We need not consider whether, as the State asserts, McArty had to assert sufficient facts to satisfy Arkansas Code Annotated section 16-31-107 (Repl. 1999) and did not do so. Because McArty failed to allege facts that would have disqualified the juror under section 16-31-102, we need not determine whether the juror also knowingly answered any voir dire questions falsely—or was deemed to have done so—under the facts as McArty alleged them.
Affirmed.
Hart, J., concurs in part and dissents in part.
Josephine Linker Hart, Justice, concurring in part and dissenting in part.

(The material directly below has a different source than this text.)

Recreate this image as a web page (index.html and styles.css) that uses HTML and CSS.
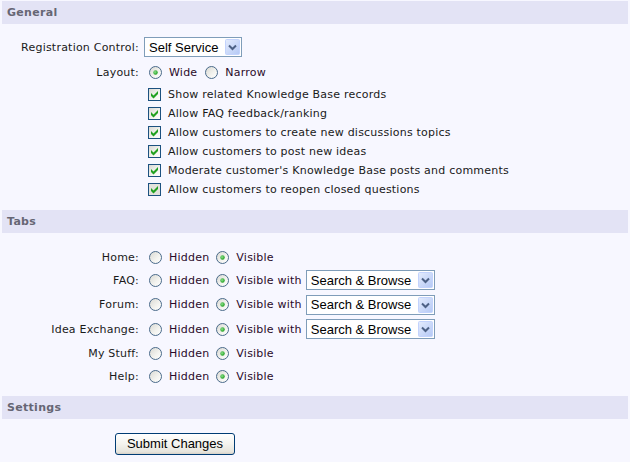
FILE: index.html
```html
<!DOCTYPE html>
<html>
<head>
<meta charset="utf-8">
<link rel="stylesheet" href="styles.css">
</head>
<body>
<svg class="defs" width="0" height="0" aria-hidden="true">
  <defs>
    <linearGradient id="boxfill" x1="0" y1="0" x2="1" y2="1">
      <stop offset="0" stop-color="#D8D8D2"/>
      <stop offset="0.6" stop-color="#F4F4F0"/>
      <stop offset="1" stop-color="#FFFFFF"/>
    </linearGradient>
    <radialGradient id="dot" cx="0.4" cy="0.4" r="0.6">
      <stop offset="0" stop-color="#8DE08D"/>
      <stop offset="1" stop-color="#21A121"/>
    </radialGradient>
    <linearGradient id="btnfill" x1="0" y1="0" x2="1" y2="1">
      <stop offset="0" stop-color="#E4ECFD"/>
      <stop offset="1" stop-color="#B4C8F5"/>
    </linearGradient>
  </defs>
</svg>
<div class="page">
  <div class="head">General</div>
  <div class="sect sect-general">
    <div class="row row-reg">
      <div class="lbl">Registration Control:</div>
      <div class="val">
        <span class="select sel-self"><span class="sel-text">Self Service</span><svg class="drop" width="15" height="16" viewBox="0 0 15 16"><rect x="0.5" y="0.5" width="14" height="15" rx="1" fill="url(#btnfill)" stroke="#C3D3FD"/><path d="M4 6.5 L7.5 10 L11 6.5" fill="none" stroke="#4D6185" stroke-width="2"/></svg></span>
      </div>
    </div>
    <div class="row row-layout">
      <div class="lbl">Layout:</div>
      <div class="val">
        <span class="opt"><svg class="radio" width="13" height="13" viewBox="0 0 13 13"><circle cx="6.5" cy="6.5" r="6" fill="url(#boxfill)" stroke="#4A6A8A"/><circle cx="6.5" cy="6.5" r="2.2" fill="url(#dot)"/></svg><span class="optl">Wide</span></span>
        <span class="opt opt-narrow"><svg class="radio" width="13" height="13" viewBox="0 0 13 13"><circle cx="6.5" cy="6.5" r="6" fill="url(#boxfill)" stroke="#4A6A8A"/></svg><span class="optl">Narrow</span></span>
      </div>
    </div>
    <div class="row row-cb">
      <div class="lbl"></div>
      <div class="val"><svg class="check" width="13" height="13" viewBox="0 0 13 13"><rect x="0.5" y="0.5" width="12" height="12" fill="url(#boxfill)" stroke="#1C5180"/><polygon points="3,5 5.5,7.5 10,3 10,6 5.5,10.5 3,8" fill="#21A121"/></svg><span>Show related Knowledge Base records</span></div>
    </div>
    <div class="row row-cb">
      <div class="lbl"></div>
      <div class="val"><svg class="check" width="13" height="13" viewBox="0 0 13 13"><rect x="0.5" y="0.5" width="12" height="12" fill="url(#boxfill)" stroke="#1C5180"/><polygon points="3,5 5.5,7.5 10,3 10,6 5.5,10.5 3,8" fill="#21A121"/></svg><span>Allow FAQ feedback/ranking</span></div>
    </div>
    <div class="row row-cb">
      <div class="lbl"></div>
      <div class="val"><svg class="check" width="13" height="13" viewBox="0 0 13 13"><rect x="0.5" y="0.5" width="12" height="12" fill="url(#boxfill)" stroke="#1C5180"/><polygon points="3,5 5.5,7.5 10,3 10,6 5.5,10.5 3,8" fill="#21A121"/></svg><span>Allow customers to create new discussions topics</span></div>
    </div>
    <div class="row row-cb">
      <div class="lbl"></div>
      <div class="val"><svg class="check" width="13" height="13" viewBox="0 0 13 13"><rect x="0.5" y="0.5" width="12" height="12" fill="url(#boxfill)" stroke="#1C5180"/><polygon points="3,5 5.5,7.5 10,3 10,6 5.5,10.5 3,8" fill="#21A121"/></svg><span>Allow customers to post new ideas</span></div>
    </div>
    <div class="row row-cb">
      <div class="lbl"></div>
      <div class="val"><svg class="check" width="13" height="13" viewBox="0 0 13 13"><rect x="0.5" y="0.5" width="12" height="12" fill="url(#boxfill)" stroke="#1C5180"/><polygon points="3,5 5.5,7.5 10,3 10,6 5.5,10.5 3,8" fill="#21A121"/></svg><span>Moderate customer's Knowledge Base posts and comments</span></div>
    </div>
    <div class="row row-cb">
      <div class="lbl"></div>
      <div class="val"><svg class="check" width="13" height="13" viewBox="0 0 13 13"><rect x="0.5" y="0.5" width="12" height="12" fill="#E2E2DC" stroke="#1C5180"/><polygon points="3,5 5.5,7.5 10,3 10,6 5.5,10.5 3,8" fill="#21A121"/></svg><span>Allow customers to reopen closed questions</span></div>
    </div>
  </div>

  <div class="head">Tabs</div>
  <div class="sect sect-tabs">
    <div class="row row-plain">
      <div class="lbl">Home:</div>
      <div class="val">
        <span class="opt"><svg class="radio" width="13" height="13" viewBox="0 0 13 13"><circle cx="6.5" cy="6.5" r="6" fill="url(#boxfill)" stroke="#4A6A8A"/></svg><span class="optl">Hidden</span></span>
        <span class="opt opt-vis"><svg class="radio" width="13" height="13" viewBox="0 0 13 13"><circle cx="6.5" cy="6.5" r="6" fill="url(#boxfill)" stroke="#4A6A8A"/><circle cx="6.5" cy="6.5" r="2.2" fill="url(#dot)"/></svg><span class="optl">Visible</span></span>
      </div>
    </div>
    <div class="row row-sel">
      <div class="lbl">FAQ:</div>
      <div class="val">
        <span class="opt"><svg class="radio" width="13" height="13" viewBox="0 0 13 13"><circle cx="6.5" cy="6.5" r="6" fill="url(#boxfill)" stroke="#4A6A8A"/></svg><span class="optl">Hidden</span></span>
        <span class="opt opt-vis"><svg class="radio" width="13" height="13" viewBox="0 0 13 13"><circle cx="6.5" cy="6.5" r="6" fill="url(#boxfill)" stroke="#4A6A8A"/><circle cx="6.5" cy="6.5" r="2.2" fill="url(#dot)"/></svg><span class="optl">Visible with</span></span>
        <span class="select sel-mode"><span class="sel-text">Search &amp; Browse</span><svg class="drop" width="15" height="16" viewBox="0 0 15 16"><rect x="0.5" y="0.5" width="14" height="15" rx="1" fill="url(#btnfill)" stroke="#C3D3FD"/><path d="M4 6.5 L7.5 10 L11 6.5" fill="none" stroke="#4D6185" stroke-width="2"/></svg></span>
      </div>
    </div>
    <div class="row row-sel">
      <div class="lbl">Forum:</div>
      <div class="val">
        <span class="opt"><svg class="radio" width="13" height="13" viewBox="0 0 13 13"><circle cx="6.5" cy="6.5" r="6" fill="url(#boxfill)" stroke="#4A6A8A"/></svg><span class="optl">Hidden</span></span>
        <span class="opt opt-vis"><svg class="radio" width="13" height="13" viewBox="0 0 13 13"><circle cx="6.5" cy="6.5" r="6" fill="url(#boxfill)" stroke="#4A6A8A"/><circle cx="6.5" cy="6.5" r="2.2" fill="url(#dot)"/></svg><span class="optl">Visible with</span></span>
        <span class="select sel-mode"><span class="sel-text">Search &amp; Browse</span><svg class="drop" width="15" height="16" viewBox="0 0 15 16"><rect x="0.5" y="0.5" width="14" height="15" rx="1" fill="url(#btnfill)" stroke="#C3D3FD"/><path d="M4 6.5 L7.5 10 L11 6.5" fill="none" stroke="#4D6185" stroke-width="2"/></svg></span>
      </div>
    </div>
    <div class="row row-sel">
      <div class="lbl">Idea Exchange:</div>
      <div class="val">
        <span class="opt"><svg class="radio" width="13" height="13" viewBox="0 0 13 13"><circle cx="6.5" cy="6.5" r="6" fill="url(#boxfill)" stroke="#4A6A8A"/></svg><span class="optl">Hidden</span></span>
        <span class="opt opt-vis"><svg class="radio" width="13" height="13" viewBox="0 0 13 13"><circle cx="6.5" cy="6.5" r="6" fill="url(#boxfill)" stroke="#4A6A8A"/><circle cx="6.5" cy="6.5" r="2.2" fill="url(#dot)"/></svg><span class="optl">Visible with</span></span>
        <span class="select sel-mode"><span class="sel-text">Search &amp; Browse</span><svg class="drop" width="15" height="16" viewBox="0 0 15 16"><rect x="0.5" y="0.5" width="14" height="15" rx="1" fill="url(#btnfill)" stroke="#C3D3FD"/><path d="M4 6.5 L7.5 10 L11 6.5" fill="none" stroke="#4D6185" stroke-width="2"/></svg></span>
      </div>
    </div>
    <div class="row row-plain row-stuff">
      <div class="lbl">My Stuff:</div>
      <div class="val">
        <span class="opt"><svg class="radio" width="13" height="13" viewBox="0 0 13 13"><circle cx="6.5" cy="6.5" r="6" fill="url(#boxfill)" stroke="#4A6A8A"/></svg><span class="optl">Hidden</span></span>
        <span class="opt opt-vis"><svg class="radio" width="13" height="13" viewBox="0 0 13 13"><circle cx="6.5" cy="6.5" r="6" fill="url(#boxfill)" stroke="#4A6A8A"/><circle cx="6.5" cy="6.5" r="2.2" fill="url(#dot)"/></svg><span class="optl">Visible</span></span>
      </div>
    </div>
    <div class="row row-plain">
      <div class="lbl">Help:</div>
      <div class="val">
        <span class="opt"><svg class="radio" width="13" height="13" viewBox="0 0 13 13"><circle cx="6.5" cy="6.5" r="6" fill="url(#boxfill)" stroke="#4A6A8A"/></svg><span class="optl">Hidden</span></span>
        <span class="opt opt-vis"><svg class="radio" width="13" height="13" viewBox="0 0 13 13"><circle cx="6.5" cy="6.5" r="6" fill="url(#boxfill)" stroke="#4A6A8A"/><circle cx="6.5" cy="6.5" r="2.2" fill="url(#dot)"/></svg><span class="optl">Visible</span></span>
      </div>
    </div>
  </div>

  <div class="head">Settings</div>
  <div class="sect sect-settings">
    <button class="submit" type="button">Submit Changes</button>
  </div>
</div>
</body>
</html>
```

FILE: styles.css
```css
html, body {
  margin: 0;
  padding: 0;
  background: #F7F7FF;
}
body {
  font-family: "DejaVu Sans", Verdana, sans-serif;
  font-size: 11px;
  letter-spacing: 0.22px;
  color: #1a1a1a;
}
.defs {
  display: block;
  width: 0;
  height: 0;
  overflow: hidden;
}
.page {
  padding: 1px 2px 0 2px;
}
.head {
  height: 23px;
  line-height: 23px;
  background: #E3E3F5;
  color: #666674;
  font-weight: bold;
  font-size: 11px;
  letter-spacing: 0.3px;
  padding-left: 5px;
}
.sect-general {
  padding: 10px 0 11px 0;
}
.sect-tabs {
  padding: 13px 0 8px 0;
}
.sect-settings {
  padding: 14px 0 7px 113px;
}
.row {
  display: grid;
  grid-template-columns: 137px 1fr;
  column-gap: 5px;
  align-items: center;
}
.row-reg { height: 26px; }
.row-layout { height: 25px; }
.row-cb { height: 19px; }
.row-plain { height: 22px; }
.row-sel { height: 24.5px; }
.row-stuff { height: 24px; }
.lbl {
  text-align: right;
  white-space: nowrap;
}
.val {
  display: flex;
  align-items: center;
  white-space: nowrap;
}
.opt {
  display: inline-flex;
  align-items: center;
}
.radio {
  display: block;
  margin: 0 7px 0 5px;
}
.optl {
  color: #2a0a2a;
}
.opt-narrow { margin-left: 3px; }
.opt-vis { margin-left: 2px; }
.check {
  display: block;
  margin: 0 7px 0 4px;
}
.select {
  display: inline-flex;
  align-items: center;
  justify-content: space-between;
  box-sizing: border-box;
  height: 20px;
  border: 1px solid #7F9DB9;
  background: #FFFFFF;
  padding: 1px;
  font-family: "Liberation Sans", Arial, sans-serif;
  font-size: 13px;
  letter-spacing: 0;
  color: #000;
}
.sel-self { width: 98px; }
.sel-mode {
  width: 129px;
  margin-left: 4px;
}
.sel-text {
  padding-left: 3px;
}
.drop {
  display: block;
}
.submit {
  box-sizing: border-box;
  width: 120px;
  height: 22px;
  padding: 0;
  border: 1px solid #003C74;
  border-radius: 3px;
  background: linear-gradient(#FFFFFF 0%, #F4F3EE 50%, #E6E4DC 90%, #D6D0C5 100%);
  font-family: "Liberation Sans", Arial, sans-serif;
  font-size: 13px;
  letter-spacing: 0;
  color: #000;
}
```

I would remand for further proceedings on McArty’s petition for scientific testing. Act 1780 was remedial legislation that must be liberally construed to accomplish its purpose. See, e.g. , City of Fort Smith v. Wade , 2019 Ark. 222, 578 S.W.3d 276 (remedial legislation must be liberally construed to accomplish its purpose). If McArty’s proposed testing revealed that the knife was, in fact, in the victim’s hand when McArty shot her, that would significantly advance his claim of actual innocence, i.e., that he shot the victim in self-defense.
Concurring part; dissenting in part.